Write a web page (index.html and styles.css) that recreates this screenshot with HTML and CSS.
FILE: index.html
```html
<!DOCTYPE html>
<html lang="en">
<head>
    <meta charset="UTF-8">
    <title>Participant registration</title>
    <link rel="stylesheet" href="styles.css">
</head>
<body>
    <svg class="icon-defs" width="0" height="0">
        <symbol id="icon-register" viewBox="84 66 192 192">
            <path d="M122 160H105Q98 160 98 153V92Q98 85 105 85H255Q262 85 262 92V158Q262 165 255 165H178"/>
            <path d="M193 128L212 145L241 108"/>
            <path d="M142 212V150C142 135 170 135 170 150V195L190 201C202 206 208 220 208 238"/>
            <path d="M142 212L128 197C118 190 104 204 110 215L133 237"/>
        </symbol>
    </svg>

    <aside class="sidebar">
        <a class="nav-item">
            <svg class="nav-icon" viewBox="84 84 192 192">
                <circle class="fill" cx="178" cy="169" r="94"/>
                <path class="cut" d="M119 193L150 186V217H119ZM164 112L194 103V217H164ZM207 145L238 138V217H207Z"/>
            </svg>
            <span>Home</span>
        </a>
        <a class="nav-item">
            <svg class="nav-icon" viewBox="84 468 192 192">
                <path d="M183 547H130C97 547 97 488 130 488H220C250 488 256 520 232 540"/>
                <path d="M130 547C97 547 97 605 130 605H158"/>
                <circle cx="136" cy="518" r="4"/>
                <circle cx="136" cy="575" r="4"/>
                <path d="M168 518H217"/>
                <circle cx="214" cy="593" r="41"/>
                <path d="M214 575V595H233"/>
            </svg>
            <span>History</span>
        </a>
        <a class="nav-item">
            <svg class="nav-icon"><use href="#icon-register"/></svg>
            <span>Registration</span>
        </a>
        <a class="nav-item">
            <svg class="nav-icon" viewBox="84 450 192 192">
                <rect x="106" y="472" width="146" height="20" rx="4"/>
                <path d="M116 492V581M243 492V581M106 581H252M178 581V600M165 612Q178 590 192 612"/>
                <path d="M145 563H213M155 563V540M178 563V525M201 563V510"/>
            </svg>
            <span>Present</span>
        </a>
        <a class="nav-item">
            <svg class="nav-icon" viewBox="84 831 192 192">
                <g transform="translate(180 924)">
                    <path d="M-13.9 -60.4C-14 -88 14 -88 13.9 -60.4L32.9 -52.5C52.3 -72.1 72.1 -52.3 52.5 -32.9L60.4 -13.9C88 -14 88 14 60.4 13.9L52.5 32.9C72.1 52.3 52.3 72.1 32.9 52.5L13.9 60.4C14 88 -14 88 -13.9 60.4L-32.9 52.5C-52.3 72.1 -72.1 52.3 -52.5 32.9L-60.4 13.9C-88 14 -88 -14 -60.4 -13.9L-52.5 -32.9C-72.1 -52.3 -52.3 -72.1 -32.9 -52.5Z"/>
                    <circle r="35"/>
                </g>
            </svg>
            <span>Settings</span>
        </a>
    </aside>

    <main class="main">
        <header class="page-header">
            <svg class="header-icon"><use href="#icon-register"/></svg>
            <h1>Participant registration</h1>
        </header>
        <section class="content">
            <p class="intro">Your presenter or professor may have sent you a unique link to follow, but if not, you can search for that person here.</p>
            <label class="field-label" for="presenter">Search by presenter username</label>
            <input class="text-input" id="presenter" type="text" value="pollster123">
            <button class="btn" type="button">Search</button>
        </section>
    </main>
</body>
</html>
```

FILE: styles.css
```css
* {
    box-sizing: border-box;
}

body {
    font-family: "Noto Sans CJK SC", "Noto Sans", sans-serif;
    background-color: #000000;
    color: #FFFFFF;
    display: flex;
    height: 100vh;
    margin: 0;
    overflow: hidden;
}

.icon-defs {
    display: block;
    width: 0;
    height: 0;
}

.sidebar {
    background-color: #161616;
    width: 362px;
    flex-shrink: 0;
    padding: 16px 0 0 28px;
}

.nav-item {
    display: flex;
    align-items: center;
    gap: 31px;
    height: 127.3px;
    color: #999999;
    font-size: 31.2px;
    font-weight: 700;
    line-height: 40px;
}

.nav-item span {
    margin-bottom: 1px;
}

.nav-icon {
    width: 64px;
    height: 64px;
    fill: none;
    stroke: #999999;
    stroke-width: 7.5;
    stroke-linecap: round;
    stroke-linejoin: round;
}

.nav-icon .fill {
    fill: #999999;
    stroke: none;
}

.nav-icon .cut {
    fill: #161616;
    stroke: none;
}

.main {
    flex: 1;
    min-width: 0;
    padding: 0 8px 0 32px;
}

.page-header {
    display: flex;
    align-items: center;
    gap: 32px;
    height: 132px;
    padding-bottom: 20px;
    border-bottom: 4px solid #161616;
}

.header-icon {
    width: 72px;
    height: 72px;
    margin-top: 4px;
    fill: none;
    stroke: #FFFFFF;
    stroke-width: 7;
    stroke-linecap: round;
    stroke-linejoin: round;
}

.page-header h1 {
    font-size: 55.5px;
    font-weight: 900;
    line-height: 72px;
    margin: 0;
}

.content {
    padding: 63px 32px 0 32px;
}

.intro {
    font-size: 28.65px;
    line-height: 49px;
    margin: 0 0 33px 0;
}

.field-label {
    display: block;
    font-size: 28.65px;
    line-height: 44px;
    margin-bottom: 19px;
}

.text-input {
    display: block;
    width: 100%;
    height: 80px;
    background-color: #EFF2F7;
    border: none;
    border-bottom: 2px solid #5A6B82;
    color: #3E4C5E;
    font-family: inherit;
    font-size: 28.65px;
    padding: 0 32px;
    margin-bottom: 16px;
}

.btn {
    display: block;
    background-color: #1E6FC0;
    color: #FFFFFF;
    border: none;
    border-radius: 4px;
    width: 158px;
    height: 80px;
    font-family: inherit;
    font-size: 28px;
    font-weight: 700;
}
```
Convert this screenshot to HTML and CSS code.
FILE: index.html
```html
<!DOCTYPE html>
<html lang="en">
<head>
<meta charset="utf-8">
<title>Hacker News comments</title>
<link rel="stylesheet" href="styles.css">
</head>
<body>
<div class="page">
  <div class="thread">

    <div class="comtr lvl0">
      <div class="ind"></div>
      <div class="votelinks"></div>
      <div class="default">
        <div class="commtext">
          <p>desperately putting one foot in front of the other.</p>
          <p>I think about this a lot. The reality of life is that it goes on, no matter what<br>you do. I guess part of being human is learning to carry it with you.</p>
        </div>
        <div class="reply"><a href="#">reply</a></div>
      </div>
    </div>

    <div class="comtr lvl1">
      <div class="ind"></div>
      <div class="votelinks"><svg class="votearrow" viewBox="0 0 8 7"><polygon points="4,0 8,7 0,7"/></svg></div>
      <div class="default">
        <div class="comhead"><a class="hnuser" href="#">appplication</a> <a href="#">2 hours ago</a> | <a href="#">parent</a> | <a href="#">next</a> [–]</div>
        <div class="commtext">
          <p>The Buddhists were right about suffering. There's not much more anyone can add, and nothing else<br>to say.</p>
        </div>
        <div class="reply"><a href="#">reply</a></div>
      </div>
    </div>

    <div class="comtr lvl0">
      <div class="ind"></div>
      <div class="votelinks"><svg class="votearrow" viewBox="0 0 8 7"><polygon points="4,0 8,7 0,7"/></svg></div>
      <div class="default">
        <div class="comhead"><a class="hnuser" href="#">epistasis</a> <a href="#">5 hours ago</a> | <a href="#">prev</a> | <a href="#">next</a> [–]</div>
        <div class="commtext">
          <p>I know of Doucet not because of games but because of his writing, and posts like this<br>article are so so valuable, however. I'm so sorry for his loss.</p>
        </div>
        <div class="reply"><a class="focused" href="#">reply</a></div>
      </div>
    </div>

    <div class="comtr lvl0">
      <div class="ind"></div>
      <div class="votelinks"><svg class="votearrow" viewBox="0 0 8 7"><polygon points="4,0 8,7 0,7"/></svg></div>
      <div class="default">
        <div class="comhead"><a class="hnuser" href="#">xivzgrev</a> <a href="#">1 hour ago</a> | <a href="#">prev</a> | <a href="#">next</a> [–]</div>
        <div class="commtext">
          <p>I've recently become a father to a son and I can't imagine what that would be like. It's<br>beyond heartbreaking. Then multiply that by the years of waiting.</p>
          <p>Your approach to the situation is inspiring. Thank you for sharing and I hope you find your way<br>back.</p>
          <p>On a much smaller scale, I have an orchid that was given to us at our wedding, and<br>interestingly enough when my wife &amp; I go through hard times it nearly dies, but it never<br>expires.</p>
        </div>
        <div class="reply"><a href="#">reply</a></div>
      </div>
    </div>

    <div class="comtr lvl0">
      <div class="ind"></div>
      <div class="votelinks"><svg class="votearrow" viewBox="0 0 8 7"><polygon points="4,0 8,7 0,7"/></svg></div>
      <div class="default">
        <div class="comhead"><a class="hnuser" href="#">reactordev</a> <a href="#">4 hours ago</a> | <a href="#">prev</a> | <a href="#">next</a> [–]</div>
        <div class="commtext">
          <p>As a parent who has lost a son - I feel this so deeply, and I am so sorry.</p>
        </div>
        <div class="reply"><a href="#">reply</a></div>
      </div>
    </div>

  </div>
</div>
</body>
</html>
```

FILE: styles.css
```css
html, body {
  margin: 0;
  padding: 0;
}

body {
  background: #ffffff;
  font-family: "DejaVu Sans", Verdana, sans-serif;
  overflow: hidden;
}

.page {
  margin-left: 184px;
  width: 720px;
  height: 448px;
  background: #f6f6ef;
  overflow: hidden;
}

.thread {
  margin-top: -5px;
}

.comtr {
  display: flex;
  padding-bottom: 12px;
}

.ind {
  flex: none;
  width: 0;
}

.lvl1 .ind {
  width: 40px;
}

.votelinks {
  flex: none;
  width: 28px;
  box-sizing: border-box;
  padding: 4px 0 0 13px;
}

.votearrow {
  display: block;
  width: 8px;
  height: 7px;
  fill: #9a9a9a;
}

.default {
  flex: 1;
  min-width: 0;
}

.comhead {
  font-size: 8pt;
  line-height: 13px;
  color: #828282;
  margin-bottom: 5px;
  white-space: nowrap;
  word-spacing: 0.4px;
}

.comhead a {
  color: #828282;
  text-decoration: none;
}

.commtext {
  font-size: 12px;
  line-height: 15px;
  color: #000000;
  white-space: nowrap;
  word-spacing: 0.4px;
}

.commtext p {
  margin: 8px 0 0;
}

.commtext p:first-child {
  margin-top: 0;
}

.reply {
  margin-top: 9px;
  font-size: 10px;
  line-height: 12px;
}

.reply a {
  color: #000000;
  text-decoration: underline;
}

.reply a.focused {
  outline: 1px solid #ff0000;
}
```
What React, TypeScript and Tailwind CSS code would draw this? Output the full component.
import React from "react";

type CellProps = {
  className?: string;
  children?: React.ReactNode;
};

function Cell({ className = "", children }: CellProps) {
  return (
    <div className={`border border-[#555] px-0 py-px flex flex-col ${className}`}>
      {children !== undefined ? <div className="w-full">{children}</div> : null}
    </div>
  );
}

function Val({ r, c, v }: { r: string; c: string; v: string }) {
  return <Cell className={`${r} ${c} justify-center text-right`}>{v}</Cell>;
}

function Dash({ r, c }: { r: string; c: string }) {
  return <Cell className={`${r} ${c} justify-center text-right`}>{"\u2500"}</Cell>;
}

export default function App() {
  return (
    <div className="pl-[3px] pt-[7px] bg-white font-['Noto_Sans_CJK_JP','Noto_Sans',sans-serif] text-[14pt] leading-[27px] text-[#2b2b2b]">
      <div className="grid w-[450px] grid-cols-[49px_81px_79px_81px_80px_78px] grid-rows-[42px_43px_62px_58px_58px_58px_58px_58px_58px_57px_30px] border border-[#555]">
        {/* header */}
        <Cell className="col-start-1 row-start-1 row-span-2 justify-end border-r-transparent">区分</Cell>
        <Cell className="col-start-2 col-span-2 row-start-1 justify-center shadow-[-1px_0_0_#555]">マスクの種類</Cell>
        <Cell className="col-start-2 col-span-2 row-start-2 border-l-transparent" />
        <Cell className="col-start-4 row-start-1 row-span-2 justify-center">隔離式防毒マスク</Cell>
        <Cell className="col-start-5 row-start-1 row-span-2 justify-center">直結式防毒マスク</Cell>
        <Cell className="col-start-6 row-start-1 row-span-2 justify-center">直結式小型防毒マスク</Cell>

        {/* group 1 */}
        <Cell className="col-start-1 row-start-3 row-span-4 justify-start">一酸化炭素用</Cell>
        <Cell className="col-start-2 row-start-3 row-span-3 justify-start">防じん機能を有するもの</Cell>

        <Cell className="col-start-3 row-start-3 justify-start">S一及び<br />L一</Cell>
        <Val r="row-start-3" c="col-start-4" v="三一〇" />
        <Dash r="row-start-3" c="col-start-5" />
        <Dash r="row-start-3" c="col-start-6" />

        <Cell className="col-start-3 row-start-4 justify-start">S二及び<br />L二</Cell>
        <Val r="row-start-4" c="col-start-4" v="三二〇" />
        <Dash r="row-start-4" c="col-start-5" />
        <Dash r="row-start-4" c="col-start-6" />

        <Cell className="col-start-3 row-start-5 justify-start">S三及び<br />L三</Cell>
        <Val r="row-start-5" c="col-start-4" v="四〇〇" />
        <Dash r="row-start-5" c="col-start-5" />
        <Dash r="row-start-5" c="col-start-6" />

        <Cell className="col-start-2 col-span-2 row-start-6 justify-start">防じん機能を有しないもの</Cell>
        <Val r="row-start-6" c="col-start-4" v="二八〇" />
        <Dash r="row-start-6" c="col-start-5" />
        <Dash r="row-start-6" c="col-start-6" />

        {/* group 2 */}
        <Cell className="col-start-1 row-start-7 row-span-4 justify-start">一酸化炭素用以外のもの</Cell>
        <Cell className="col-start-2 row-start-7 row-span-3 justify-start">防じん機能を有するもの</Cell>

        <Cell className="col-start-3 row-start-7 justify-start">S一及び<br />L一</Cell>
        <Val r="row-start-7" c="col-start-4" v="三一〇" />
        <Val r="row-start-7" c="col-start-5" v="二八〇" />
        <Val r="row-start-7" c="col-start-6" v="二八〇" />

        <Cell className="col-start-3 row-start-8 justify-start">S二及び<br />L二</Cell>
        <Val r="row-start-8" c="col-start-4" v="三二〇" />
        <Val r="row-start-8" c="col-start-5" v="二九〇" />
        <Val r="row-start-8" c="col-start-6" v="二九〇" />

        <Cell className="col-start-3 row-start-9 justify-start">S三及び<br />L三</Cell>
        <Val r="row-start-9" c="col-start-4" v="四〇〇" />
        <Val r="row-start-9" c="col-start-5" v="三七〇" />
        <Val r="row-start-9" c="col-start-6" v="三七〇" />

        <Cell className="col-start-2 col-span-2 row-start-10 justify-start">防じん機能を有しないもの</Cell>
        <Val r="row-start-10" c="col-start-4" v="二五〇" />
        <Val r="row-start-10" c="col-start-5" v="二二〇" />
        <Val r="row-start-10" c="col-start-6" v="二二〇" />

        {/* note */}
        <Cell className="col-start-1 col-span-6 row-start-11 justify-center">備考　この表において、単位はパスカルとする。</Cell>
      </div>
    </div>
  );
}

- To do -
Filter the entries down to the lines with the word "screenshot" in them.

- Answer to the task -
Write a web page (index.html and styles.css) that recreates this screenshot with HTML and CSS.
Convert this screenshot to HTML and CSS code.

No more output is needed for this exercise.